Dans l’une des dernières œuvres de Jérôme Bosch, Le Paradis et L’Enfer (1505-15), l’artiste chasse peu à peu les abondantes créatures hybrides et revient à la couleur pour donner du sens à la narration. En maintenant la confrontation violente entre les espaces de quiétude et les espaces du désordre, il joue avec les coloris pour souligner les caractéristiques du divin et du chaos.

Quatre panneaux, appartenant à un ensemble plus important à l’origine, présentent les scènes du Paradis et de l’Enfer en deux épisodes chacun – le Paradis, l’Ascension des Elus et La chute des Damnés avec Les Enfers. Vision graduelle de la chute et de l’Ascension, Jérôme Bosch use des couleurs sourdes et lumineuses pour marquer le territoire infernal et céleste : les bleus et les gris pour la fontaine de Jouvence et les anges qui se fondent en nuées de ciel, les verts et le rouge pour la terre fertile du Paradis. Dans la chute – la lumière devenant rare – les êtres infernaux qui poussent les hommes sont à peine visibles et se confondent en nuées rougeoyantes, précipitant les âmes dans les limbes, dans cette grotte souterraine et cavité sans issue traversée par le fleuve des Enfers.

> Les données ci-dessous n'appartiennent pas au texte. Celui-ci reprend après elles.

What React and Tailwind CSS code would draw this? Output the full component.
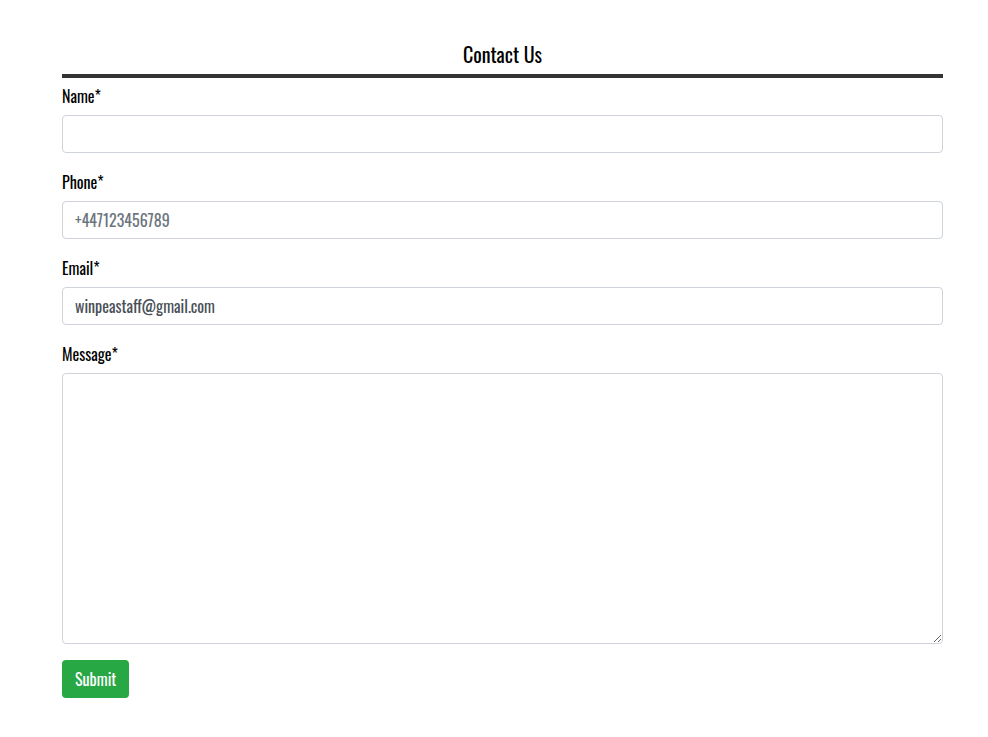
export default function App() {
  return (
    <div className="bg-white pt-[38px] pb-[40px] text-black [font-family:Oswald,'DejaVu_Sans_Condensed',sans-serif]">
      <div className="ml-[62px] w-[881px]">
        <h2 className="text-center text-[20px] leading-[32px] font-normal">Contact Us</h2>
        <div className="mt-[4px] h-[4px] bg-[#343434]"></div>
        <form className="pt-[6px]" onSubmit={(e) => e.preventDefault()}>
          <div className="mb-4">
            <label className="mb-[7px] block text-[16px] leading-[24px]">Name*</label>
            <input type="text" className="block h-[38px] w-full rounded-[4px] border border-[#ced4da] px-3 text-[16px] text-[#495057] outline-none" />
          </div>
          <div className="mb-4">
            <label className="mb-[7px] pt-px block text-[16px] leading-[24px]">Phone*</label>
            <input type="text" placeholder="+447123456789" className="block h-[38px] w-full rounded-[4px] border border-[#ced4da] px-3 text-[16px] text-[#495057] outline-none placeholder:text-[#6c757d]" />
          </div>
          <div className="mb-4">
            <label className="mb-[7px] pt-px block text-[16px] leading-[24px]">Email*</label>
            <input type="text" defaultValue="winpeastaff@gmail.com" className="block h-[38px] w-full rounded-[4px] border border-[#ced4da] px-3 text-[16px] text-[#495057] outline-none" />
          </div>
          <div className="mb-4">
            <label className="mb-[7px] pt-px block text-[16px] leading-[24px]">Message*</label>
            <textarea className="block h-[271px] w-full rounded-[4px] border border-[#ced4da] px-3 py-[6px] text-[16px] text-[#495057] outline-none"></textarea>
          </div>
          <button type="submit" className="block h-[38px] rounded-[4px] bg-[#28a745] px-[13px] text-[16px] text-white">Submit</button>
        </form>
      </div>
    </div>
  );
}
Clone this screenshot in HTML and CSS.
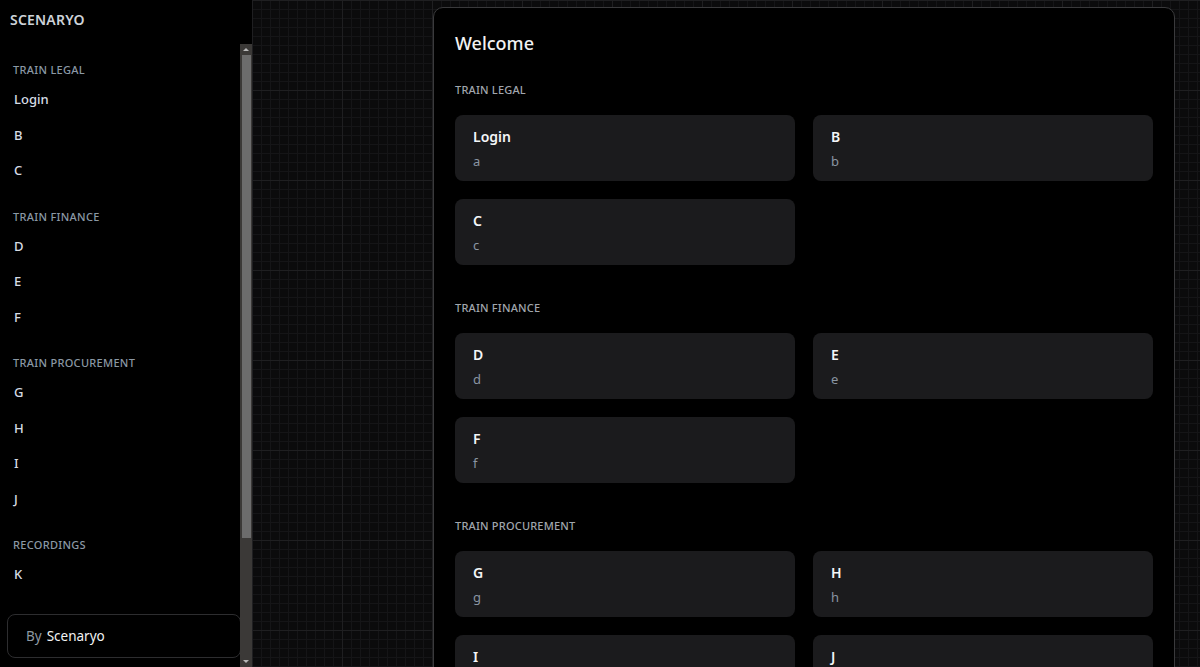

Histoire des hommes dans laquelle toutes les lumières cohabitent en chaos impossible, les âmes selon Bosch semblent chercher un chemin, côtoient le mal et glissent parmi les ombres en quête d’une blancheur originelle libérée du conflit intérieur. Depuis le point sombre qui surgit en anecdote dans un passage peint de l’Evangile, Jérôme Bosch libère fièvre et passion, audaces de toutes les mises en scène pour une vision de sa lumière idéale, ce point vierge et blanc de l’infini – un cercle peut-être – qui annonce le cycle, le retour et le nouveau départ.